Vancouver police looking at first budget deficit in seven years

 

Chief says monitoring Occupy Vancouver will push department into the red

 
 
 

For the first time in seven years, the Vancouver Police Department is in danger of running a deficit because of its continued monitoring of the “Occupy Vancouver” protest outside the Vancouver Art Gallery.

Police Chief Jim Chu warned the Vancouver Police Board Wednesday that deploying officers to the protest since it began Saturday has been expensive and “threatens our ability to meet our budget this year.”

“The cost of the policing is not trivial but we’re going to deploy what we need to keep the protesters as well as the public safe,” Chu told reporters after the board meeting but wouldn’t reveal costs. “For any event where there’s an extended period of time that it’s going to occur, and when we don’t know for certainty what kind of event it’s going to be, it is very difficult to put a final budget number on it.”

The VPD’s operating budget hovers around $200 million but it has no contingency fund other than a $2.4 million criminal investigation budget that goes toward overtime costs related to homicides, kidnappings and major crimes.

Until the protest began Saturday, the chief said, the department was on course to balance its budget for the seventh consecutive year—even with policing costs associated to the Stanley Cup playoffs and the June 15 riot which erupted downtown after the Vancouver Canucks lost to the Boston Bruins in Game 7.

“When we’re near the end of the year, and an unexpected event occurs like ‘Occupy Vancouver’, then it doesn’t give us an opportunity through other months to try to make up for the shortfall that this may cause us,” the chief said.
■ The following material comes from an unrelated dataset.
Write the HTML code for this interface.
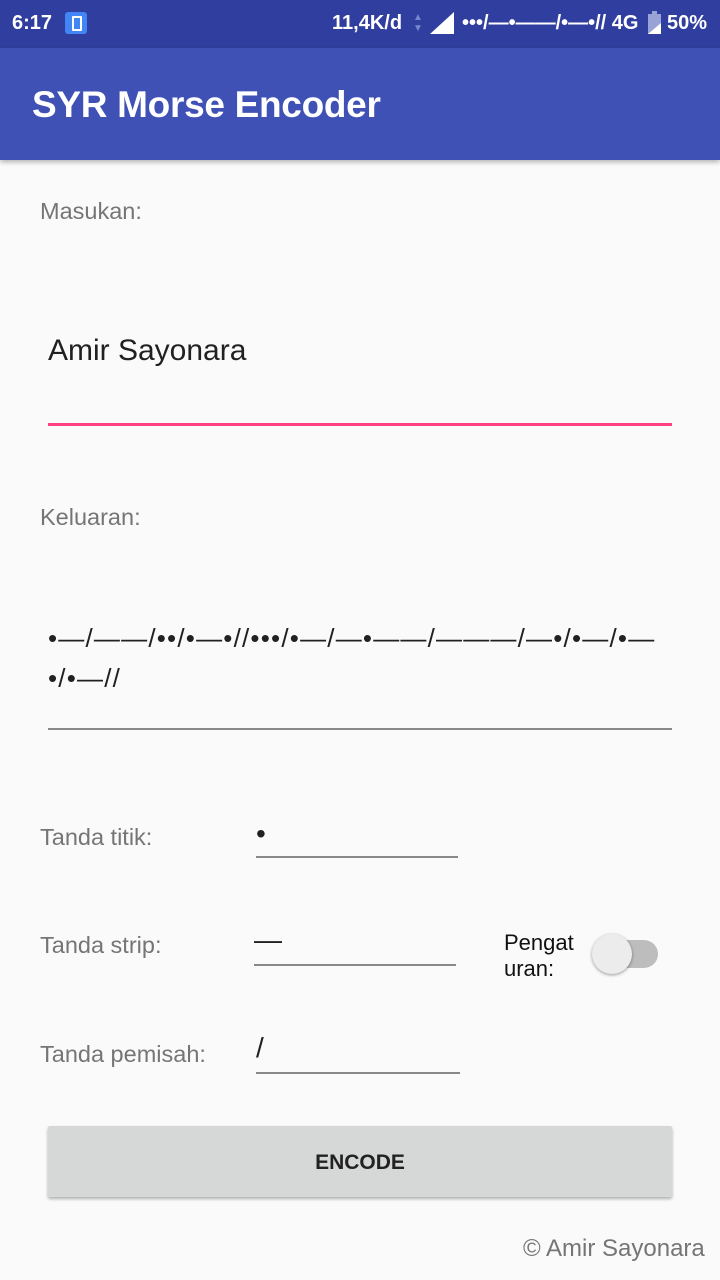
<!DOCTYPE html><html><head><style>
body{margin:0;width:720px;height:1280px;background:#fafafa;font-family:"Liberation Sans",sans-serif;position:relative;overflow:hidden}
.a{position:absolute;white-space:nowrap}
.lbl{color:#757575;font-size:23.5px}
.ln{position:absolute;height:2px;background:#888}
</style></head><body>
<div class="a" style="left:0;top:0;width:720px;height:48px;background:#303f9f"></div>
<div class="a" style="left:12px;top:12px;color:#fff;font-weight:bold;font-size:20px">6:17</div>
<div class="a" style="left:65px;top:12px;width:22px;height:22px;background:#4285f4;border-radius:3px"><div style="position:absolute;left:7px;top:4px;width:6px;height:11px;border:2px solid #fff;border-radius:1px"></div></div>
<div class="a" style="left:332px;top:12px;color:#fff;font-weight:bold;font-size:20px">11,4K/d</div>
<div class="a" style="left:413px;top:12px;color:#7986cb;font-size:10px;line-height:11px">▲<br>▼</div>
<svg class="a" style="left:430px;top:12px" width="24" height="22"><polygon points="0,22 24,22 24,0" fill="#fff"/></svg>
<div class="a" style="left:462px;top:12px;color:#fff;font-weight:bold;font-size:20px">•••/—•——/•—•// 4G</div>
<svg class="a" style="left:647px;top:11px" width="16" height="24"><rect x="1" y="3" width="13" height="20" fill="#9aa3d6"/><rect x="5" y="0" width="5" height="3" fill="#9aa3d6"/><polygon points="1,23 14,23 14,12" fill="#fff"/></svg>
<div class="a" style="left:667px;top:12px;color:#fff;font-weight:bold;font-size:20px">50%</div>
<div class="a" style="left:0;top:48px;width:720px;height:112px;background:#3f51b5;box-shadow:0 2px 5px rgba(0,0,0,.3)"></div>
<div class="a" style="left:32px;top:84px;color:#fff;font-size:37px;font-weight:bold;letter-spacing:-0.3px">SYR Morse Encoder</div>
<div class="a lbl" style="left:40px;top:198px">Masukan:</div>
<div class="a" style="left:48px;top:334px;font-size:30px;color:#212121">Amir Sayonara</div>
<div class="ln" style="left:48px;top:423px;width:624px;height:3px;background:#ff4081"></div>
<div class="a lbl" style="left:40px;top:504px">Keluaran:</div>
<div class="a" style="left:48px;top:618px;font-size:26px;color:#212121;line-height:40px;letter-spacing:1.2px">•—/——/••/•—•//•••/•—/—•——/———/—•/•—/•—<br>•/•—//</div>
<div class="ln" style="left:48px;top:728px;width:624px"></div>
<div class="a lbl" style="left:40px;top:824px">Tanda titik:</div>
<div class="a" style="left:256px;top:818px;font-size:28px;color:#212121">•</div>
<div class="ln" style="left:256px;top:856px;width:202px"></div>
<div class="a lbl" style="left:40px;top:932px">Tanda strip:</div>
<div class="a" style="left:254px;top:924px;font-size:28px;color:#212121">—</div>
<div class="ln" style="left:254px;top:964px;width:202px"></div>
<div class="a" style="left:504px;top:930px;font-size:22px;color:#111;line-height:26px">Pengat<br>uran:</div>
<div class="a" style="left:598px;top:940px;width:60px;height:28px;border-radius:14px;background:#bdbdbd"></div>
<div class="a" style="left:592px;top:934px;width:40px;height:40px;border-radius:50%;background:#ececec;box-shadow:0 1px 3px rgba(0,0,0,.4)"></div>
<div class="a lbl" style="left:40px;top:1041px">Tanda pemisah:</div>
<div class="a" style="left:256px;top:1032px;font-size:28px;color:#212121">/</div>
<div class="ln" style="left:256px;top:1072px;width:204px"></div>
<div class="a" style="left:48px;top:1126px;width:624px;height:71px;background:#d6d7d7;border-radius:2px;box-shadow:0 2px 3px rgba(0,0,0,.3);text-align:center;line-height:74px;font-size:21px;font-weight:bold;color:#222">ENCODE</div>
<div class="a" style="left:523px;top:1235px;font-size:24px;color:#757575">© Amir Sayonara</div>
</body></html>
The department is also not allowed to use any surpluses from previous years. But Mayor Gregor Robertson, who is chairperson of the police board, wouldn’t commit to changing the arrangement when questioned after the meeting.

“The police have had a stellar record the last six years, and so it’s an extraordinary year like this that provokes the question around having a contingency in the VPD budget,” Robertson told the Courier. “I’m certainly open-minded to new approaches.”

If the VPD runs a deficit, the mayor said it would likely be covered by a city contingency fund. But what’s the consequence to the VPD of going over budget?

“That’s a good question,” Robertson said. “It hasn’t happened under my watch and for several years before, so it’s obviously something we’ll look closely at what next steps and proactive approaches we can take so the police can address an extraordinary year like this.”